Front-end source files
---

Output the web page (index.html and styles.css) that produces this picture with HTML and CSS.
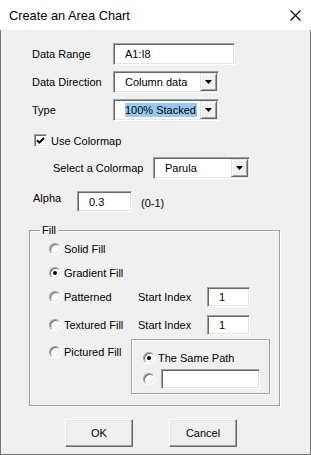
FILE: index.html
```html
<!DOCTYPE html>
<html lang="en">
<head>
  <meta charset="UTF-8" />
  <meta name="viewport" content="width=device-width, initial-scale=1.0"/>
  <title>Create an Area Chart</title>
  <link rel="stylesheet" href="styles.css">
</head>
<body>

  <div class="window">
    <div class="titlebar">
      <span class="title">Create an Area Chart</span>
      <svg class="close" width="11" height="11" viewBox="0 0 11 11">
        <path d="M0.5 0.5L10.5 10.5M10.5 0.5L0.5 10.5" stroke="#000" stroke-width="1.1" fill="none"/>
      </svg>
    </div>

    <div class="content">
      <div class="row">
        <span class="label">Data Range</span>
        <div class="edit range">A1:I8</div>
      </div>

      <div class="row gap6">
        <span class="label">Data Direction</span>
        <div class="combo direction">
          <span>Column data</span>
          <span class="drop"><svg width="7" height="4" viewBox="0 0 7 4"><path d="M0 0h7L3.5 4z" fill="#000"/></svg></span>
        </div>
      </div>

      <div class="row gap6">
        <span class="label">Type</span>
        <div class="combo direction">
          <span class="sel">100% Stacked</span>
          <span class="drop"><svg width="7" height="4" viewBox="0 0 7 4"><path d="M0 0h7L3.5 4z" fill="#000"/></svg></span>
        </div>
      </div>

      <div class="check-row">
        <span class="checkbox">
          <svg width="9" height="9" viewBox="0 0 9 9"><path d="M1 4.2L3.4 6.6L8 2" stroke="#000" stroke-width="2" fill="none"/></svg>
        </span>
        <span>Use Colormap</span>
      </div>

      <div class="row colormap-row">
        <span class="label colormap-label">Select a Colormap</span>
        <div class="combo colormap">
          <span>Parula</span>
          <span class="drop"><svg width="7" height="4" viewBox="0 0 7 4"><path d="M0 0h7L3.5 4z" fill="#000"/></svg></span>
        </div>
      </div>

      <div class="alpha-row">
        <span class="alpha-label">Alpha</span>
        <div class="edit alpha">0.3</div>
        <span class="hint">(0-1)</span>
      </div>

      <div class="group fill">
        <span class="group-title">Fill</span>

        <div class="opt">
          <span class="radio"></span><span>Solid Fill</span>
        </div>
        <div class="opt gap8">
          <span class="radio on"></span><span>Gradient Fill</span>
        </div>
        <div class="opt-row gap6">
          <div class="opt wide"><span class="radio"></span><span>Patterned</span></div>
          <span class="index-label">Start Index</span>
          <div class="edit index">1</div>
        </div>
        <div class="opt-row gap8">
          <div class="opt wide"><span class="radio"></span><span>Textured Fill</span></div>
          <span class="index-label">Start Index</span>
          <div class="edit index">1</div>
        </div>
        <div class="picture-row">
          <div class="opt pic"><span class="radio"></span><span>Pictured Fill</span></div>
          <div class="group path">
            <div class="opt">
              <span class="radio on"></span><span>The Same Path</span>
            </div>
            <div class="opt path-edit">
              <span class="radio"></span>
              <div class="edit path-box"></div>
            </div>
          </div>
        </div>
      </div>

      <div class="buttons">
        <button class="btn">OK</button>
        <button class="btn">Cancel</button>
      </div>
    </div>
  </div>

</body>
</html>
```

FILE: styles.css
```css
* {
  box-sizing: border-box;
  margin: 0;
  padding: 0;
}

body {
  background: #f0f0f0;
  font-family: 'Liberation Sans', Arial, sans-serif;
  font-size: 11px;
  color: #000;
}

.window {
  width: 311px;
  height: 455px;
  background: #f0f0f0;
  border: 1px solid #767676;
  border-top: none;
}

.titlebar {
  height: 30px;
  margin: 0 -1px;
  background: #fff;
  display: flex;
  align-items: center;
  justify-content: space-between;
  padding: 0 10px 0 9px;
}

.title {
  font-size: 12.8px;
}

.content {
  padding: 13px 0 0 31px;
}

/* label + control rows */
.row {
  display: flex;
  align-items: center;
  height: 22px;
}

.gap6 { margin-top: 6px; }
.gap8 { margin-top: 8px; }

.label {
  width: 81px;
}

/* sunken edit / combo boxes */
.edit,
.combo {
  background: #fff;
  border: 1px solid;
  border-color: #a0a0a0 #fff #fff #a0a0a0;
  box-shadow: inset 1px 1px #696969, inset -1px -1px #e3e3e3;
}

.edit {
  padding-left: 11px;
  display: flex;
  align-items: center;
}

.range {
  width: 122px;
  height: 22px;
}

.combo {
  height: 22px;
  display: flex;
  align-items: center;
  justify-content: space-between;
  padding: 1px 1px 1px 11px;
}

.direction { width: 106px; }

.drop {
  width: 17px;
  height: 18px;
  background: #f0f0f0;
  border: 1px solid;
  border-color: #e3e3e3 #696969 #696969 #e3e3e3;
  box-shadow: inset 1px 1px #fff, inset -1px -1px #a0a0a0;
  display: flex;
  align-items: center;
  justify-content: center;
}

.sel {
  background: #99c9ef;
  line-height: 14px;
  padding-right: 1px;
}

/* checkbox */
.check-row {
  display: flex;
  align-items: center;
  height: 13px;
  margin: 13px 0 0 2px;
  gap: 4px;
}

.checkbox {
  width: 13px;
  height: 13px;
  background: #fff;
  border: 1px solid;
  border-color: #a0a0a0 #fff #fff #a0a0a0;
  box-shadow: inset 1px 1px #696969, inset -1px -1px #e3e3e3;
  display: flex;
  align-items: center;
  justify-content: center;
}

.colormap-row {
  margin-top: 10px;
  padding-left: 21px;
}

.colormap-label { width: 100px; }
.colormap { width: 97px; }

.alpha-row {
  display: flex;
  height: 21px;
  margin: 12px 0 0 1px;
}

.alpha-label {
  width: 44px;
  line-height: 14px;
}

.alpha {
  width: 55px;
  height: 21px;
}

.hint {
  margin-left: 9px;
  align-self: center;
  padding-top: 2px;
}

/* etched group boxes */
.group {
  border: 1px solid #a0a0a0;
  box-shadow: inset 1px 1px #fff, 1px 1px #fff;
}

.fill {
  position: relative;
  width: 251px;
  height: 176px;
  margin: 18px 0 0 -3px;
  padding: 10px 0 0 19px;
}

.group-title {
  position: absolute;
  top: -7px;
  left: 10px;
  padding: 0 2px;
  line-height: 13px;
  background: #f0f0f0;
}

.opt {
  display: flex;
  align-items: center;
  height: 16px;
  gap: 3px;
}

.radio {
  width: 12px;
  height: 12px;
  flex: none;
  border-radius: 50%;
  background: #fff;
  border: 1px solid;
  border-color: #a0a0a0 #fff #fff #a0a0a0;
  box-shadow: inset 1px 1px #696969, inset -1px -1px #e3e3e3;
  display: flex;
  align-items: center;
  justify-content: center;
}

.radio.on::after {
  content: "";
  width: 4px;
  height: 4px;
  border-radius: 50%;
  background: #000;
}

.opt-row {
  display: flex;
  align-items: center;
  height: 20px;
}

.opt.wide { width: 89px; }

.index-label { width: 69px; }

.index {
  width: 43px;
  height: 20px;
}

.picture-row {
  display: flex;
  align-items: flex-start;
  margin-top: 4px;
}

.opt.pic {
  width: 82px;
  margin-top: 5px;
}

.path {
  width: 139px;
  height: 55px;
  padding: 10px 0 0 11px;
}

.path-edit {
  height: 20px;
  margin-top: 3px;
  gap: 6px;
}

.path-box {
  width: 99px;
  height: 20px;
}

/* dialog buttons */
.buttons {
  display: flex;
  gap: 36px;
  margin: 13px 0 0 33px;
}

.btn {
  width: 68px;
  height: 28px;
  font-family: inherit;
  font-size: 11px;
  color: #000;
  background: #f0f0f0;
  border: 1px solid;
  border-color: #fff #696969 #696969 #fff;
  box-shadow: inset -1px -1px #a0a0a0, inset 1px 1px #e3e3e3;
}
```
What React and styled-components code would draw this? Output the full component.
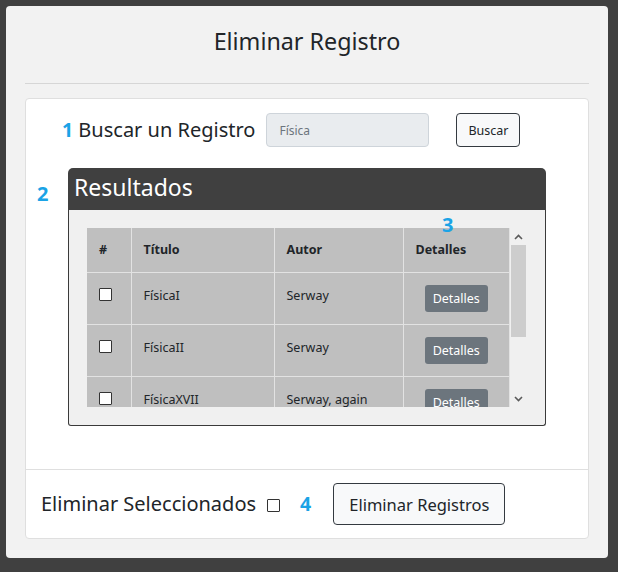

---

*TASK DESCRIPTION:* Return the listing above word for word, with the pictures removed.

*RESPONSE TO THIS EXERCISE:*
Output the web page (index.html and styles.css) that produces this picture with HTML and CSS.
FILE: index.html
```html
<!DOCTYPE html>
<html lang="en">
<head>
  <meta charset="UTF-8" />
  <meta name="viewport" content="width=device-width, initial-scale=1.0"/>
  <title>Create an Area Chart</title>
  <link rel="stylesheet" href="styles.css">
</head>
<body>

  <div class="window">
    <div class="titlebar">
      <span class="title">Create an Area Chart</span>
      <svg class="close" width="11" height="11" viewBox="0 0 11 11">
        <path d="M0.5 0.5L10.5 10.5M10.5 0.5L0.5 10.5" stroke="#000" stroke-width="1.1" fill="none"/>
      </svg>
    </div>

    <div class="content">
      <div class="row">
        <span class="label">Data Range</span>
        <div class="edit range">A1:I8</div>
      </div>

      <div class="row gap6">
        <span class="label">Data Direction</span>
        <div class="combo direction">
          <span>Column data</span>
          <span class="drop"><svg width="7" height="4" viewBox="0 0 7 4"><path d="M0 0h7L3.5 4z" fill="#000"/></svg></span>
        </div>
      </div>

      <div class="row gap6">
        <span class="label">Type</span>
        <div class="combo direction">
          <span class="sel">100% Stacked</span>
          <span class="drop"><svg width="7" height="4" viewBox="0 0 7 4"><path d="M0 0h7L3.5 4z" fill="#000"/></svg></span>
        </div>
      </div>

      <div class="check-row">
        <span class="checkbox">
          <svg width="9" height="9" viewBox="0 0 9 9"><path d="M1 4.2L3.4 6.6L8 2" stroke="#000" stroke-width="2" fill="none"/></svg>
        </span>
        <span>Use Colormap</span>
      </div>

      <div class="row colormap-row">
        <span class="label colormap-label">Select a Colormap</span>
        <div class="combo colormap">
          <span>Parula</span>
          <span class="drop"><svg width="7" height="4" viewBox="0 0 7 4"><path d="M0 0h7L3.5 4z" fill="#000"/></svg></span>
        </div>
      </div>

      <div class="alpha-row">
        <span class="alpha-label">Alpha</span>
        <div class="edit alpha">0.3</div>
        <span class="hint">(0-1)</span>
      </div>

      <div class="group fill">
        <span class="group-title">Fill</span>

        <div class="opt">
          <span class="radio"></span><span>Solid Fill</span>
        </div>
        <div class="opt gap8">
          <span class="radio on"></span><span>Gradient Fill</span>
        </div>
        <div class="opt-row gap6">
          <div class="opt wide"><span class="radio"></span><span>Patterned</span></div>
          <span class="index-label">Start Index</span>
          <div class="edit index">1</div>
        </div>
        <div class="opt-row gap8">
          <div class="opt wide"><span class="radio"></span><span>Textured Fill</span></div>
          <span class="index-label">Start Index</span>
          <div class="edit index">1</div>
        </div>
        <div class="picture-row">
          <div class="opt pic"><span class="radio"></span><span>Pictured Fill</span></div>
          <div class="group path">
            <div class="opt">
              <span class="radio on"></span><span>The Same Path</span>
            </div>
            <div class="opt path-edit">
              <span class="radio"></span>
              <div class="edit path-box"></div>
            </div>
          </div>
        </div>
      </div>

      <div class="buttons">
        <button class="btn">OK</button>
        <button class="btn">Cancel</button>
      </div>
    </div>
  </div>

</body>
</html>
```

FILE: styles.css
```css
* {
  box-sizing: border-box;
  margin: 0;
  padding: 0;
}

body {
  background: #f0f0f0;
  font-family: 'Liberation Sans', Arial, sans-serif;
  font-size: 11px;
  color: #000;
}

.window {
  width: 311px;
  height: 455px;
  background: #f0f0f0;
  border: 1px solid #767676;
  border-top: none;
}

.titlebar {
  height: 30px;
  margin: 0 -1px;
  background: #fff;
  display: flex;
  align-items: center;
  justify-content: space-between;
  padding: 0 10px 0 9px;
}

.title {
  font-size: 12.8px;
}

.content {
  padding: 13px 0 0 31px;
}

/* label + control rows */
.row {
  display: flex;
  align-items: center;
  height: 22px;
}

.gap6 { margin-top: 6px; }
.gap8 { margin-top: 8px; }

.label {
  width: 81px;
}

/* sunken edit / combo boxes */
.edit,
.combo {
  background: #fff;
  border: 1px solid;
  border-color: #a0a0a0 #fff #fff #a0a0a0;
  box-shadow: inset 1px 1px #696969, inset -1px -1px #e3e3e3;
}

.edit {
  padding-left: 11px;
  display: flex;
  align-items: center;
}

.range {
  width: 122px;
  height: 22px;
}

.combo {
  height: 22px;
  display: flex;
  align-items: center;
  justify-content: space-between;
  padding: 1px 1px 1px 11px;
}

.direction { width: 106px; }

.drop {
  width: 17px;
  height: 18px;
  background: #f0f0f0;
  border: 1px solid;
  border-color: #e3e3e3 #696969 #696969 #e3e3e3;
  box-shadow: inset 1px 1px #fff, inset -1px -1px #a0a0a0;
  display: flex;
  align-items: center;
  justify-content: center;
}

.sel {
  background: #99c9ef;
  line-height: 14px;
  padding-right: 1px;
}

/* checkbox */
.check-row {
  display: flex;
  align-items: center;
  height: 13px;
  margin: 13px 0 0 2px;
  gap: 4px;
}

.checkbox {
  width: 13px;
  height: 13px;
  background: #fff;
  border: 1px solid;
  border-color: #a0a0a0 #fff #fff #a0a0a0;
  box-shadow: inset 1px 1px #696969, inset -1px -1px #e3e3e3;
  display: flex;
  align-items: center;
  justify-content: center;
}

.colormap-row {
  margin-top: 10px;
  padding-left: 21px;
}

.colormap-label { width: 100px; }
.colormap { width: 97px; }

.alpha-row {
  display: flex;
  height: 21px;
  margin: 12px 0 0 1px;
}

.alpha-label {
  width: 44px;
  line-height: 14px;
}

.alpha {
  width: 55px;
  height: 21px;
}

.hint {
  margin-left: 9px;
  align-self: center;
  padding-top: 2px;
}

/* etched group boxes */
.group {
  border: 1px solid #a0a0a0;
  box-shadow: inset 1px 1px #fff, 1px 1px #fff;
}

.fill {
  position: relative;
  width: 251px;
  height: 176px;
  margin: 18px 0 0 -3px;
  padding: 10px 0 0 19px;
}

.group-title {
  position: absolute;
  top: -7px;
  left: 10px;
  padding: 0 2px;
  line-height: 13px;
  background: #f0f0f0;
}

.opt {
  display: flex;
  align-items: center;
  height: 16px;
  gap: 3px;
}

.radio {
  width: 12px;
  height: 12px;
  flex: none;
  border-radius: 50%;
  background: #fff;
  border: 1px solid;
  border-color: #a0a0a0 #fff #fff #a0a0a0;
  box-shadow: inset 1px 1px #696969, inset -1px -1px #e3e3e3;
  display: flex;
  align-items: center;
  justify-content: center;
}

.radio.on::after {
  content: "";
  width: 4px;
  height: 4px;
  border-radius: 50%;
  background: #000;
}

.opt-row {
  display: flex;
  align-items: center;
  height: 20px;
}

.opt.wide { width: 89px; }

.index-label { width: 69px; }

.index {
  width: 43px;
  height: 20px;
}

.picture-row {
  display: flex;
  align-items: flex-start;
  margin-top: 4px;
}

.opt.pic {
  width: 82px;
  margin-top: 5px;
}

.path {
  width: 139px;
  height: 55px;
  padding: 10px 0 0 11px;
}

.path-edit {
  height: 20px;
  margin-top: 3px;
  gap: 6px;
}

.path-box {
  width: 99px;
  height: 20px;
}

/* dialog buttons */
.buttons {
  display: flex;
  gap: 36px;
  margin: 13px 0 0 33px;
}

.btn {
  width: 68px;
  height: 28px;
  font-family: inherit;
  font-size: 11px;
  color: #000;
  background: #f0f0f0;
  border: 1px solid;
  border-color: #fff #696969 #696969 #fff;
  box-shadow: inset -1px -1px #a0a0a0, inset 1px 1px #e3e3e3;
}
```
What React and styled-components code would draw this? Output the full component.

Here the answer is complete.